Анюта встала и подняла подбородок. Клочков занялся выстукиванием и так погрузился в это занятие, что не заметил, как губы, нос и пальцы у Анюты посинели от холода. Анюта дрожала и боялась, что медик, заметив ее дрожь, перестанет чертить углем и стучать, и потом, пожалуй, дурно сдаст экзамен.
– Теперь все ясно, – сказал Клочков, перестав стучать. – Ты сиди так и не стирай угля, а я пока подзубрю еще немножко.
И медик опять стал ходить и зубрить. Анюта, точно татуированная, с черными полосами на груди, съежившись от холода, сидела и думала. Она говорила вообще очень мало, всегда молчала и все думала, думала…»

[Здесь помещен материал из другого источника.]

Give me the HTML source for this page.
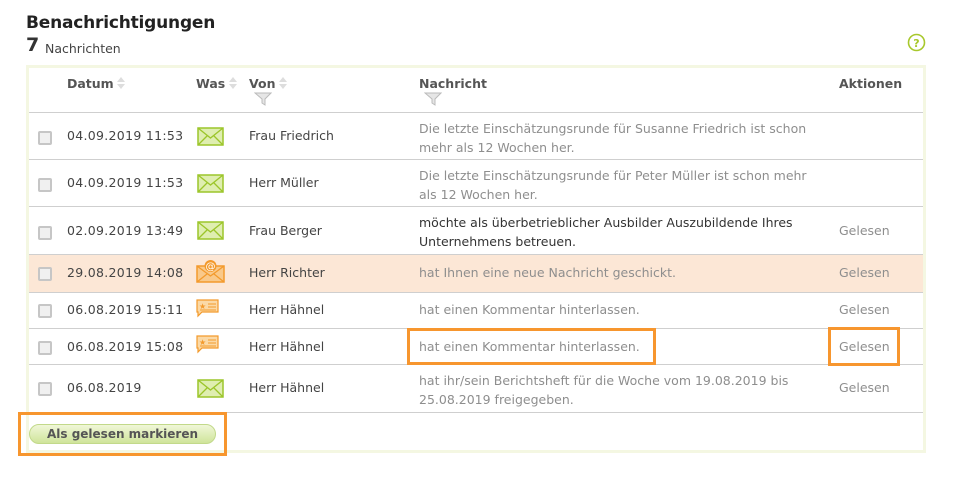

Прекрасный текст, выразительные характеры, яркие детали. Но пока текст рассказа не превращен в драматическое действие, актеры могут только иллюстрировать текст автора, читая его с выражением, сопровождая жестами и движениями, описанными автором. Характеры из этого не вырастают. Не возникает и наше сопереживание. Мы уже знаем. что сопереживание возникает тогда, когда персонажи движутся от счастья к несчастью по драматической перипетии. Это верный путь для развития эмоционального контакта.
В драме рассказ возникает только как последовательность событий.
В каждой сцене надо найти одно событие, которое рассказывает об одном конфликте. За одним событием следует другое, и пока мы не вскрыли все события, актерам нечего играть.
Мы начинаем работу драматизации с того, что в каждой сцене находим драматическую перипетию, которая станет основой для события.